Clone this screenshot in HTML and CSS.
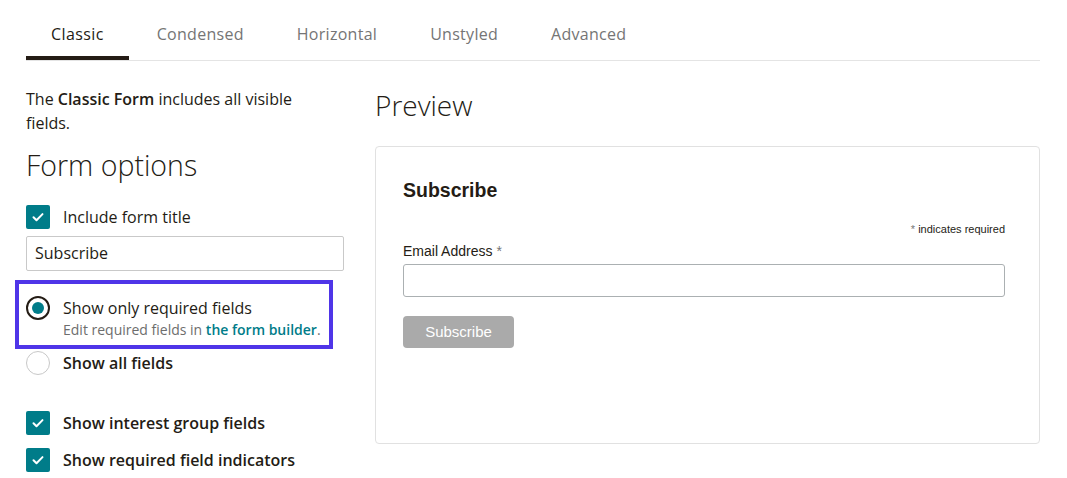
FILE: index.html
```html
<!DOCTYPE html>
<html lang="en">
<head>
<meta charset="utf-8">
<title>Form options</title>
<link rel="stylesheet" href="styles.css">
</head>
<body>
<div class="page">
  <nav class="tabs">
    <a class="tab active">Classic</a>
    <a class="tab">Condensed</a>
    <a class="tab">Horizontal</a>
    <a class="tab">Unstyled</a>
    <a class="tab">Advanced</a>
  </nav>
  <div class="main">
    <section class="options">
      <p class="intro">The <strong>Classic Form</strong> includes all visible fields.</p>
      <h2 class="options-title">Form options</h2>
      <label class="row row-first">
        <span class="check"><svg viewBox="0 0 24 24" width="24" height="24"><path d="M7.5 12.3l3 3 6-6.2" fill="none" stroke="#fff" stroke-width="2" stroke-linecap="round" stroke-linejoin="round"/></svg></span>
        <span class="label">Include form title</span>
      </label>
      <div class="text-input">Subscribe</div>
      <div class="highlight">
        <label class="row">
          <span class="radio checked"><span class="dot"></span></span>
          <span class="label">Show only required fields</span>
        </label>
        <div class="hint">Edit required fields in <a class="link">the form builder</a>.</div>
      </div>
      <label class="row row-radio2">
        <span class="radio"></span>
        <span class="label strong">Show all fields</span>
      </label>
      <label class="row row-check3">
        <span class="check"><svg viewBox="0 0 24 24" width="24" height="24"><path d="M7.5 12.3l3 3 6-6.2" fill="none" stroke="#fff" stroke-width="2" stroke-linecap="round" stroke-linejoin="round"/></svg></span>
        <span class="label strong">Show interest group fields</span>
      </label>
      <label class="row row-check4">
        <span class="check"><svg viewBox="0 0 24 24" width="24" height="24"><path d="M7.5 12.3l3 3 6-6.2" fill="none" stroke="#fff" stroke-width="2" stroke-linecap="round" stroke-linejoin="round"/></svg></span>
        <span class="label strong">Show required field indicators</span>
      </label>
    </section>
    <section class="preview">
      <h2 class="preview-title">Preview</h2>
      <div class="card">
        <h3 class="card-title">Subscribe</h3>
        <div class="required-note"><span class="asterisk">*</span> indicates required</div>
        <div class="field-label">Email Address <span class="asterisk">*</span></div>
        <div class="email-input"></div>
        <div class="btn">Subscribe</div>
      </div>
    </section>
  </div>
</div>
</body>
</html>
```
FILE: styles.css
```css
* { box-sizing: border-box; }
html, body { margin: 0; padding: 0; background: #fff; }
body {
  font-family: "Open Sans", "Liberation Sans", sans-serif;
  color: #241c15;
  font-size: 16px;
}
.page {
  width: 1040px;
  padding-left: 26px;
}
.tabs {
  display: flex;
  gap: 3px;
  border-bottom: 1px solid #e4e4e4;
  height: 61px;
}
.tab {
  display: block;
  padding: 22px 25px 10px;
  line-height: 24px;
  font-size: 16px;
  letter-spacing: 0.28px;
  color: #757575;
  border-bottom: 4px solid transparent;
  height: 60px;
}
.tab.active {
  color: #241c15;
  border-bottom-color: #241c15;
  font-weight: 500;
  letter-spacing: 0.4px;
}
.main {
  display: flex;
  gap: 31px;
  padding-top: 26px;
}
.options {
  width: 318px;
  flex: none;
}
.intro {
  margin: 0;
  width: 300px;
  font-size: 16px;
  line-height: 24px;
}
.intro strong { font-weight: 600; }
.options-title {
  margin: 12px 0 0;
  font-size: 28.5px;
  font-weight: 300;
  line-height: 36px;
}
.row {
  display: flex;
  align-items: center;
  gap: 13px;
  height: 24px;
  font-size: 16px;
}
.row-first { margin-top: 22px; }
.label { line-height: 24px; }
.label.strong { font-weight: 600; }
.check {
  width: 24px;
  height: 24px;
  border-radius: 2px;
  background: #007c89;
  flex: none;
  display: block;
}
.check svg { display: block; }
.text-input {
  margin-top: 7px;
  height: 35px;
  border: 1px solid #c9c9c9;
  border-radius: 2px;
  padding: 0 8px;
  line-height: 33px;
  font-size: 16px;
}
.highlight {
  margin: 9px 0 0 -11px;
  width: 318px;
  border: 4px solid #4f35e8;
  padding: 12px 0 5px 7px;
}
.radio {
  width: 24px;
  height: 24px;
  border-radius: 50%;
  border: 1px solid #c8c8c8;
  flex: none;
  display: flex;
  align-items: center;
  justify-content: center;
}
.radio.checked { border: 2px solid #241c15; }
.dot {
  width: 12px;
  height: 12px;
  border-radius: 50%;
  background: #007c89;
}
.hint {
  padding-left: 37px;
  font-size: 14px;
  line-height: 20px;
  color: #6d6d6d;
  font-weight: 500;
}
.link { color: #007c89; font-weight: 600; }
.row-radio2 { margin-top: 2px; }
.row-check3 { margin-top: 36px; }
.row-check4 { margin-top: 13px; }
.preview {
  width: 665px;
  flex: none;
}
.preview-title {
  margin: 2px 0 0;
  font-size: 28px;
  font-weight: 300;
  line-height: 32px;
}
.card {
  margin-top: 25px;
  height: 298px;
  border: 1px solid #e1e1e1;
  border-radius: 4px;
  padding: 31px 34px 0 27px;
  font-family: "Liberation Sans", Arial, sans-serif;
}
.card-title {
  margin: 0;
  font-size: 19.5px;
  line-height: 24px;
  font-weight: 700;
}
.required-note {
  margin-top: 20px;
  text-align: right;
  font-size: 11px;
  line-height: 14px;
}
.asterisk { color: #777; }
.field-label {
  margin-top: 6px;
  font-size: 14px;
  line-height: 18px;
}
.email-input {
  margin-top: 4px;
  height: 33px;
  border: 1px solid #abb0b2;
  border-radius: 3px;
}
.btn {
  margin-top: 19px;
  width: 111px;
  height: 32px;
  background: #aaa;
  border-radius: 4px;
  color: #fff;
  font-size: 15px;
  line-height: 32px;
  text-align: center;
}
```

**Given request**. Skip the images and write out the rest of the listing exactly.

**Output of the exercise**.
Clone this screenshot in HTML and CSS.
FILE: index.html
```html
<!DOCTYPE html>
<html lang="en">
<head>
<meta charset="utf-8">
<title>Form options</title>
<link rel="stylesheet" href="styles.css">
</head>
<body>
<div class="page">
  <nav class="tabs">
    <a class="tab active">Classic</a>
    <a class="tab">Condensed</a>
    <a class="tab">Horizontal</a>
    <a class="tab">Unstyled</a>
    <a class="tab">Advanced</a>
  </nav>
  <div class="main">
    <section class="options">
      <p class="intro">The <strong>Classic Form</strong> includes all visible fields.</p>
      <h2 class="options-title">Form options</h2>
      <label class="row row-first">
        <span class="check"><svg viewBox="0 0 24 24" width="24" height="24"><path d="M7.5 12.3l3 3 6-6.2" fill="none" stroke="#fff" stroke-width="2" stroke-linecap="round" stroke-linejoin="round"/></svg></span>
        <span class="label">Include form title</span>
      </label>
      <div class="text-input">Subscribe</div>
      <div class="highlight">
        <label class="row">
          <span class="radio checked"><span class="dot"></span></span>
          <span class="label">Show only required fields</span>
        </label>
        <div class="hint">Edit required fields in <a class="link">the form builder</a>.</div>
      </div>
      <label class="row row-radio2">
        <span class="radio"></span>
        <span class="label strong">Show all fields</span>
      </label>
      <label class="row row-check3">
        <span class="check"><svg viewBox="0 0 24 24" width="24" height="24"><path d="M7.5 12.3l3 3 6-6.2" fill="none" stroke="#fff" stroke-width="2" stroke-linecap="round" stroke-linejoin="round"/></svg></span>
        <span class="label strong">Show interest group fields</span>
      </label>
      <label class="row row-check4">
        <span class="check"><svg viewBox="0 0 24 24" width="24" height="24"><path d="M7.5 12.3l3 3 6-6.2" fill="none" stroke="#fff" stroke-width="2" stroke-linecap="round" stroke-linejoin="round"/></svg></span>
        <span class="label strong">Show required field indicators</span>
      </label>
    </section>
    <section class="preview">
      <h2 class="preview-title">Preview</h2>
      <div class="card">
        <h3 class="card-title">Subscribe</h3>
        <div class="required-note"><span class="asterisk">*</span> indicates required</div>
        <div class="field-label">Email Address <span class="asterisk">*</span></div>
        <div class="email-input"></div>
        <div class="btn">Subscribe</div>
      </div>
    </section>
  </div>
</div>
</body>
</html>
```
FILE: styles.css
```css
* { box-sizing: border-box; }
html, body { margin: 0; padding: 0; background: #fff; }
body {
  font-family: "Open Sans", "Liberation Sans", sans-serif;
  color: #241c15;
  font-size: 16px;
}
.page {
  width: 1040px;
  padding-left: 26px;
}
.tabs {
  display: flex;
  gap: 3px;
  border-bottom: 1px solid #e4e4e4;
  height: 61px;
}
.tab {
  display: block;
  padding: 22px 25px 10px;
  line-height: 24px;
  font-size: 16px;
  letter-spacing: 0.28px;
  color: #757575;
  border-bottom: 4px solid transparent;
  height: 60px;
}
.tab.active {
  color: #241c15;
  border-bottom-color: #241c15;
  font-weight: 500;
  letter-spacing: 0.4px;
}
.main {
  display: flex;
  gap: 31px;
  padding-top: 26px;
}
.options {
  width: 318px;
  flex: none;
}
.intro {
  margin: 0;
  width: 300px;
  font-size: 16px;
  line-height: 24px;
}
.intro strong { font-weight: 600; }
.options-title {
  margin: 12px 0 0;
  font-size: 28.5px;
  font-weight: 300;
  line-height: 36px;
}
.row {
  display: flex;
  align-items: center;
  gap: 13px;
  height: 24px;
  font-size: 16px;
}
.row-first { margin-top: 22px; }
.label { line-height: 24px; }
.label.strong { font-weight: 600; }
.check {
  width: 24px;
  height: 24px;
  border-radius: 2px;
  background: #007c89;
  flex: none;
  display: block;
}
.check svg { display: block; }
.text-input {
  margin-top: 7px;
  height: 35px;
  border: 1px solid #c9c9c9;
  border-radius: 2px;
  padding: 0 8px;
  line-height: 33px;
  font-size: 16px;
}
.highlight {
  margin: 9px 0 0 -11px;
  width: 318px;
  border: 4px solid #4f35e8;
  padding: 12px 0 5px 7px;
}
.radio {
  width: 24px;
  height: 24px;
  border-radius: 50%;
  border: 1px solid #c8c8c8;
  flex: none;
  display: flex;
  align-items: center;
  justify-content: center;
}
.radio.checked { border: 2px solid #241c15; }
.dot {
  width: 12px;
  height: 12px;
  border-radius: 50%;
  background: #007c89;
}
.hint {
  padding-left: 37px;
  font-size: 14px;
  line-height: 20px;
  color: #6d6d6d;
  font-weight: 500;
}
.link { color: #007c89; font-weight: 600; }
.row-radio2 { margin-top: 2px; }
.row-check3 { margin-top: 36px; }
.row-check4 { margin-top: 13px; }
.preview {
  width: 665px;
  flex: none;
}
.preview-title {
  margin: 2px 0 0;
  font-size: 28px;
  font-weight: 300;
  line-height: 32px;
}
.card {
  margin-top: 25px;
  height: 298px;
  border: 1px solid #e1e1e1;
  border-radius: 4px;
  padding: 31px 34px 0 27px;
  font-family: "Liberation Sans", Arial, sans-serif;
}
.card-title {
  margin: 0;
  font-size: 19.5px;
  line-height: 24px;
  font-weight: 700;
}
.required-note {
  margin-top: 20px;
  text-align: right;
  font-size: 11px;
  line-height: 14px;
}
.asterisk { color: #777; }
.field-label {
  margin-top: 6px;
  font-size: 14px;
  line-height: 18px;
}
.email-input {
  margin-top: 4px;
  height: 33px;
  border: 1px solid #abb0b2;
  border-radius: 3px;
}
.btn {
  margin-top: 19px;
  width: 111px;
  height: 32px;
  background: #aaa;
  border-radius: 4px;
  color: #fff;
  font-size: 15px;
  line-height: 32px;
  text-align: center;
}
```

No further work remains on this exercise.